L’indagine dell’Università del Massachusetts: le soluzioni basate sulla natura scelta migliore per mitigare i rischi da cambiamento climatico
Le cosiddette «soluzioni basate sulla natura» sono un metodo economicamente efficace per mitigare i rischi provocati da calamità naturali quali inondazioni, uragani e anche ondate di calore e frane. Calamità che non potranno che intensificarsi se la temperatura media della Terra continuerà ad aumentare. È quanto si legge in un’indagine condotta dai ricercatori dell’Università del Massachusetts Amherst.
L’argomento è dibattuto da molti anni a livello globale e da circa un decennio viene affrontato in modo approfondito in seno all’Unione europea. Nel 2015, infatti, la Commissione Ue definiva per la prima volta significato e ruolo delle Nature based solutions (Nbs), cioè quell’insieme di azioni copiate dalla natura utili per «perseguire obiettivi quali l’incremento della sostenibilità dei sistemi urbani, il recupero degli ecosistemi degradati, l’attuazione di interventi adattivi e di mitigazione rispetto ai cambiamenti climatici e il miglioramento della gestione del rischio e l'implementazione della resilienza».
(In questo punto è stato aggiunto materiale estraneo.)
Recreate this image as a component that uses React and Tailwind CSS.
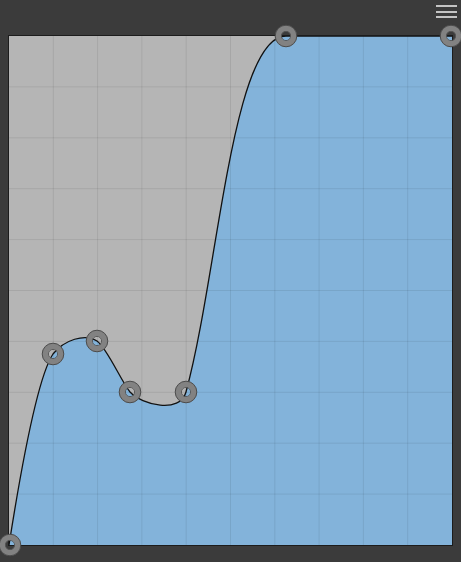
import React from "react";

// Curve editor: control points and the spline segments between them (page coords)
const points = [
  [10, 545],
  [53, 354],
  [97, 341],
  [130, 392],
  [186, 392],
  [286, 36],
  [451, 36],
];

const curve =
  "M 9 545 C 20 475 37 378 53 354 " +
  "C 64 340 85 333 97 341 " +
  "C 107 348 121 381 130 392 " +
  "C 142 405 180 414 186 392 " +
  "C 218 275 232 36 286 36 " +
  "L 452 36";

const fill = curve + " L 452 545 L 9 545 Z";

const cols = [1, 2, 3, 4, 5, 6, 7, 8, 9].map((i) => 9 + (443 * i) / 10);
const rows = [1, 2, 3, 4, 5, 6, 7, 8, 9].map((i) => 36 + (509 * i) / 10);

function Handle({ x, y }) {
  return (
    <g>
      <circle cx={x} cy={y} r="7.8" fill="none" stroke="#828282" strokeWidth="6" />
      <circle cx={x} cy={y} r="10.8" fill="none" stroke="#4c4c4c" strokeWidth="1" />
      <circle cx={x} cy={y} r="4.6" fill="none" stroke="#555" strokeWidth="0.9" />
    </g>
  );
}

export default function App() {
  return (
    <div className="w-[461px] h-[562px] bg-[#3b3b3b] flex flex-col overflow-hidden">
      {/* Toolbar */}
      <div className="h-[35px] flex justify-end items-start pt-[5px] pr-[4px]">
        <button className="flex flex-col gap-[3.5px] w-[21px]">
          <span className="block h-[2px] w-full bg-[#c4c4c4]" />
          <span className="block h-[2px] w-full bg-[#c4c4c4]" />
          <span className="block h-[2px] w-full bg-[#c4c4c4]" />
        </button>
      </div>

      {/* Graph */}
      <div className="ml-[8px] w-[445px] h-[511px] border border-[#1c1c1c] bg-[#b5b5b5]">
        <svg
          viewBox="9 36 443 509"
          className="block w-full h-full overflow-visible"
        >
          <defs>
            <clipPath id="area">
              <rect x="9" y="36" width="443" height="509" />
            </clipPath>
          </defs>
          <g clipPath="url(#area)">
            <path d={fill} fill="#83b3da" />
            {cols.map((x) => (
              <line key={"c" + x} x1={x} x2={x} y1="36" y2="545" stroke="#000" strokeOpacity="0.08" strokeWidth="1" />
            ))}
            {rows.map((y) => (
              <line key={"r" + y} x1="9" x2="452" y1={y} y2={y} stroke="#000" strokeOpacity="0.08" strokeWidth="1" />
            ))}
            <path d={curve} fill="none" stroke="#111" strokeWidth="1.3" />
          </g>
          {points.map(([x, y]) => (
            <Handle key={x} x={x} y={y} />
          ))}
        </svg>
      </div>
    </div>
  );
}
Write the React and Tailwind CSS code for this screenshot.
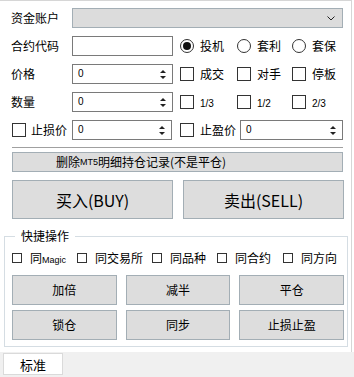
import React from "react";

const CJK = "font-['Noto_Sans_CJK_SC','Noto_Sans',sans-serif]";

function Check({ small }) {
  return (
    <span
      className={
        small
          ? "w-[10px] h-[10px] border border-[#333] bg-white shrink-0"
          : "w-[14px] h-[14px] border border-[#333] bg-white shrink-0"
      }
    />
  );
}

function Radio({ on }) {
  return (
    <span className="w-[14px] h-[14px] rounded-full border border-[#333] bg-white flex items-center justify-center shrink-0">
      {on ? <span className="w-[8px] h-[8px] rounded-full bg-[#111]" /> : null}
    </span>
  );
}

function Spin({ w }) {
  return (
    <div
      className={`${w} h-[20px] border border-[#7a7a7a] bg-white flex items-center justify-between pl-[5px] pr-[6px] shrink-0`}
    >
      <span className="text-[10px] font-['Liberation_Sans',sans-serif] leading-none">0</span>
      <svg width="6" height="11" viewBox="0 0 6 11">
        <path d="M3 1 L6 4 L0 4 Z" fill="#222" />
        <path d="M0 7 L6 7 L3 10 Z" fill="#222" />
      </svg>
    </div>
  );
}

function Opt({ w, children, radio, on }) {
  return (
    <div className={`${w} flex items-center gap-[6px]`}>
      {radio ? <Radio on={on} /> : <Check />}
      <span className="leading-none">{children}</span>
    </div>
  );
}

function Frac({ children }) {
  return <span className="text-[10px] font-['Liberation_Sans',sans-serif]">{children}</span>;
}

function Btn({ children, cls }) {
  return (
    <div
      className={`bg-[#dddddd] border border-[#a3aeb5] flex items-center justify-center ${cls}`}
    >
      {children}
    </div>
  );
}

export default function App() {
  return (
    <div className={`w-[354px] h-[377px] bg-white text-black text-[12px] ${CJK} flex flex-col`}>
      <div className="w-[352px] h-[352px] border-t border-r border-[#d6d6d6] flex flex-col pt-[7px]">
        {/* row 1 */}
        <div className="flex items-center h-[20px] pl-[11px]">
          <span className="w-[61px] leading-none">资金账户</span>
          <div className="w-[271px] h-[20px] bg-[#dcdcdc] border border-[#a3aeb5] flex items-center justify-end pr-[7px]">
            <svg width="8" height="5" viewBox="0 0 8 5">
              <path d="M0.5 0.5 L4 4 L7.5 0.5" stroke="#222" fill="none" strokeWidth="1" />
            </svg>
          </div>
        </div>
        {/* row 2 */}
        <div className="flex items-center h-[20px] pl-[11px] mt-[8px]">
          <span className="w-[61px] leading-none">合约代码</span>
          <div className="w-[101px] h-[20px] border border-[#7a7a7a] bg-white" />
          <div className="flex items-center ml-[7px]">
            <Opt w="w-[57px]" radio on>投机</Opt>
            <Opt w="w-[55px]" radio>套利</Opt>
            <Opt w="w-[50px]" radio>套保</Opt>
          </div>
        </div>
        {/* row 3 */}
        <div className="flex items-center h-[20px] pl-[11px] mt-[8px]">
          <span className="w-[61px] leading-none">价格</span>
          <Spin w="w-[101px]" />
          <div className="flex items-center ml-[7px]">
            <Opt w="w-[57px]">成交</Opt>
            <Opt w="w-[55px]">对手</Opt>
            <Opt w="w-[50px]">停板</Opt>
          </div>
        </div>
        {/* row 4 */}
        <div className="flex items-center h-[20px] pl-[11px] mt-[8px]">
          <span className="w-[61px] leading-none">数量</span>
          <Spin w="w-[101px]" />
          <div className="flex items-center ml-[7px]">
            <Opt w="w-[57px]"><Frac>1/3</Frac></Opt>
            <Opt w="w-[55px]"><Frac>1/2</Frac></Opt>
            <Opt w="w-[50px]"><Frac>2/3</Frac></Opt>
          </div>
        </div>
        {/* row 5 */}
        <div className="flex items-center h-[20px] pl-[12px] mt-[8px]">
          <div className="w-[60px] shrink-0 flex items-center gap-[5px]">
            <Check />
            <span className="leading-none">止损价</span>
          </div>
          <Spin w="w-[100px]" />
          <div className="w-[60px] shrink-0 flex items-center gap-[6px] ml-[8px]">
            <Check />
            <span className="leading-none">止盈价</span>
          </div>
          <Spin w="w-[103px]" />
        </div>
        {/* separator */}
        <div className="ml-[12px] w-[331px] h-px bg-[#a0a0a0] mt-[7px]" />
        {/* delete btn */}
        <div className="ml-[12px] w-[331px] h-[20px] mt-[4px] bg-[#dddddd] border border-[#a3aeb5] flex items-center pl-[43px] leading-none">
          <span>删除</span>
          <span className="text-[9px] font-['Liberation_Sans',sans-serif]">MT5</span>
          <span>明细持仓记录(不是平仓)</span>
        </div>
        {/* big buttons */}
        <div className="flex gap-[10px] pl-[12px] mt-[8px]">
          <Btn cls="w-[161px] h-[39px] text-[16px]">买入(BUY)</Btn>
          <Btn cls="w-[161px] h-[39px] text-[16px]">卖出(SELL)</Btn>
        </div>
        {/* group */}
        <div className="relative ml-[4px] w-[344px] h-[111px] mt-[17px] border border-[#d5dde3] flex flex-col pl-[7px] pr-[2px]">
          <span className="absolute left-[10px] -top-[8px] bg-white px-[6px] leading-[14px]">快捷操作</span>
          <div className="flex items-center h-[12px] mt-[15px]">
            <div className="w-[65px] flex items-center gap-[8px]">
              <Check small />
              <span className="leading-none">
                同<span className="text-[9px] font-['Liberation_Sans',sans-serif]">Magic</span>
              </span>
            </div>
            <div className="w-[75px] flex items-center gap-[8px]">
              <Check small />
              <span className="leading-none">同交易所</span>
            </div>
            <div className="w-[65px] flex items-center gap-[8px]">
              <Check small />
              <span className="leading-none">同品种</span>
            </div>
            <div className="w-[66px] flex items-center gap-[8px]">
              <Check small />
              <span className="leading-none">同合约</span>
            </div>
            <div className="flex items-center gap-[8px]">
              <Check small />
              <span className="leading-none">同方向</span>
            </div>
          </div>
          <div className="grid grid-cols-3 gap-x-[9px] gap-y-[5px] mt-[11px] w-[332px]">
            <Btn cls="h-[30px]">加倍</Btn>
            <Btn cls="h-[30px]">减半</Btn>
            <Btn cls="h-[30px]">平仓</Btn>
            <Btn cls="h-[30px]">锁仓</Btn>
            <Btn cls="h-[30px]">同步</Btn>
            <Btn cls="h-[30px]">止损止盈</Btn>
          </div>
        </div>
      </div>
      <div className="flex-1 bg-[#f0f0f0] pl-[3px] pt-[1px]">
        <div className="w-[60px] h-[22px] bg-white border border-[#dadada] flex items-center justify-center text-[13px] leading-none">
          标准
        </div>
      </div>
    </div>
  );
}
Le Nbs vengono applicate o in combinazione o come alternativa alle soluzioni basate sull'ingegneria: per esempio, per impedire un’inondazione si può lavorare al ripristino delle zone umide, invece di costruire una diga. Ma se queste soluzioni sono ormai riconosciute all’interno di molteplici accordi quadro internazionali finalizzati a combattere il cambiamento climatico, «la conoscenza scientifica sul rapporto costo-efficacia è limitata», fa notare l’assistant professor di Economia e politiche pubbliche presso l’Università del Massachusetts Marta Vicarelli: «I nostri risultati indicano che non solo le Nbs sono economicamente efficaci nel mitigare i rischi, ma che i loro benefici sono ancora sottostimati», spiega la principale autrice dello studio appena pubblicato sulla rivista scientifica Science of the Total Environment.
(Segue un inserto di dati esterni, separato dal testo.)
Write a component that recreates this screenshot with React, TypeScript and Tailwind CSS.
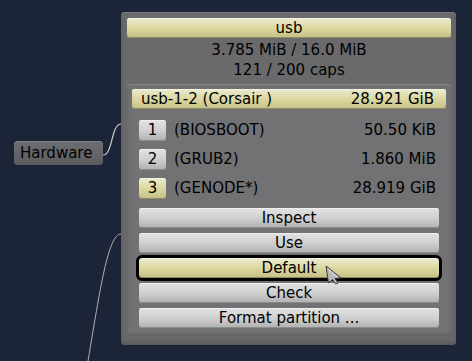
import type { ReactElement, ReactNode } from 'react'

const FONT = "font-['DejaVu_Sans','Liberation_Sans',sans-serif]"

const GRAY_BTN =
  'bg-gradient-to-b from-[#e2e2e2] via-[#d0d0d0] to-[#b0b0b0] shadow-[inset_0_-1px_0_#8c8c8c,inset_0_1px_0_#f0f0f0]'
const YELLOW_BTN =
  'bg-gradient-to-b from-[#ecebd2] via-[#dcd8a0] to-[#c4bf84] shadow-[inset_0_-1px_0_#8f8b5e,inset_0_1px_0_#f4f3e0]'

const partitions = [
  { num: '1', label: '(BIOSBOOT)', size: '50.50 KiB', selected: false },
  { num: '2', label: '(GRUB2)', size: '1.860 MiB', selected: false },
  { num: '3', label: '(GENODE*)', size: '28.919 GiB', selected: true }
]

const actions = ['Inspect', 'Use', 'Default', 'Check', 'Format partition ...']

function ActionButton({ children, focused }: { children: ReactNode; focused?: boolean }): ReactElement {
  return (
    <div className="h-[25px]">
      <div
        className={`h-[20px] rounded-[3px] flex items-center justify-center text-[15px] leading-none text-black ${
          focused ? `${YELLOW_BTN} outline-[3px] outline outline-black` : GRAY_BTN
        }`}
      >
        {children}
      </div>
    </div>
  )
}

function Cursor(): ReactElement {
  return (
    <svg className="absolute left-[325px] top-[265px]" width="18" height="20" viewBox="0 0 18 20">
      <path d="M1 1 L16 13 L10 13.5 L13 18 L10.5 19 L7.5 14.5 L3.5 18 Z" fill="#b8b8b8" stroke="#3a3a3a" strokeWidth="1" />
      <path d="M3 4 L12 12" stroke="#eeeeee" strokeWidth="1" />
    </svg>
  )
}

export default function App(): ReactElement {
  return (
    <div className={`relative w-[472px] h-[361px] overflow-hidden bg-[#1c2538] ${FONT}`}>
      {/* graph edges */}
      <svg className="absolute left-0 top-0" width="472" height="361" viewBox="0 0 472 361">
        <path d="M103 155 C113 155 111 124 121 124" fill="none" stroke="#c8c8c8" strokeWidth="1.2" />
        <path d="M121 234 C108 234 100 290 88 361" fill="none" stroke="#b0b0b0" strokeWidth="1" />
      </svg>

      <div className="absolute left-[14px] top-[141px] w-[89px] h-[24px] rounded-[4px] bg-gradient-to-b from-[#6e6f73] to-[#5a5b5f] shadow-[inset_0_1px_0_#7e7f84] flex items-center pl-[6px]">
        <span className="text-[15px] text-black">Hardware</span>
      </div>

      <div className="pl-[121px] pt-[12px]">
        <div className="w-[335px] h-[333px] rounded-[4px] bg-[#6a6a6c] shadow-[inset_0_1px_0_#7c7c7e,inset_0_-3px_4px_#5a5a5c] pt-[6px] pl-[6px] pr-[5px]">
          <div className={`h-[20px] rounded-[3px] flex items-center justify-center text-[15px] text-black ${YELLOW_BTN}`}>
            usb
          </div>
          <div className="flex flex-col items-center text-[15px] text-black leading-[20px] mt-[2px]">
            <div>3.785 MiB / 16.0 MiB</div>
            <div>121 / 200 caps</div>
          </div>

          <div className="mt-[4px] h-[252px] rounded-[4px] bg-[#727274] shadow-[inset_0_1px_0_#858587,inset_0_-2px_3px_#626264] pt-[5px] px-[5px]">
            <div className={`h-[20px] rounded-[3px] flex items-center justify-between pl-[9px] pr-[12px] text-[15px] text-black ${YELLOW_BTN}`}>
              <span>usb-1-2 (Corsair )</span>
              <span>28.921 GiB</span>
            </div>

            <div className="px-[7px] pt-[11px] flex flex-col gap-[8px]">
              {partitions.map((p) => (
                <div key={p.num} className="flex items-center h-[21px] text-[15px] text-black">
                  <div
                    className={`w-[27px] h-[21px] rounded-[3px] flex items-center justify-center ${
                      p.selected ? YELLOW_BTN : GRAY_BTN
                    }`}
                  >
                    {p.num}
                  </div>
                  <span className="ml-[8px] flex-1">{p.label}</span>
                  <span className="pr-[3px]">{p.size}</span>
                </div>
              ))}
            </div>

            <div className="px-[7px] pt-[9px] flex flex-col">
              {actions.map((a) => (
                <ActionButton key={a} focused={a === 'Default'}>
                  {a}
                </ActionButton>
              ))}
            </div>
          </div>
        </div>
      </div>

      <Cursor />
    </div>
  )
}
I ricercatori dell’università del New England hanno condotto un’accurata indagine su un’ingente mole di articoli scientifici, oltre 20 mila, dalla quale è risultato che le Nbs si sono dimostrate «un approccio costantemente conveniente per mitigare i rischi da calamità nel 71% dei casi». Degli studi che hanno confrontato le NbS con le soluzioni basate sull’ingegneria, si legge inoltre nel resoconto dell’indagine condotta dai ricercatori statunitensi, «il 65% ha riscontrato che le prime sono sempre più efficaci nel mitigare i rischi e il 24% parzialmente più efficaci. Nessuno studio ha riscontrato che le NbS sono meno efficace delle soluzioni ingegneristiche».
Questo aspetto positivo dal punto di vista economico si andrebbe tra l’altro ad aggiungere al valore degli ulteriori benefici ambientali e anche sociali prodotti dalle Nbs, come il mantenimento della biodiversità e il sostegno alle comunità svantaggiate. Questi altri vantaggi delle NbS «sono ampiamente sottostimati perché difficili da quantificare», spiega la professoressa Vicarelli. «Come dovremmo valutare i miglioramenti nella qualità dell’aria o nella qualità del suolo? Come dovremmo valutare la protezione di una specie in via di estinzione o l’aumento complessivo della biodiversità dopo l’attuazione di una Nbs? E come stimare il valore culturale o addirittura spirituale di un bene ambientale? Queste valutazioni richiedono tecniche di valutazione complesse e potenzialmente costose. Per questo motivo, i vantaggi aggiuntivi delle Nbs sono spesso poco studiati e sottovalutati». Ma ci sono, emerge dall’indagine della UMass Amherst. Che però sottolinea anche un aspetto della questione tutt’altro che positivo: allo stato attuale, le principali Nbs sono state finanziate soprattutto dal settore pubblico, anche quando gli interventi hanno coinvolto la proprietà privata. «Affinché queste soluzioni abbiano un impatto veramente globale – osserva Vicarelli – sono necessari finanziamenti aggiuntivi e una quota significativa deve provenire dal settore privato».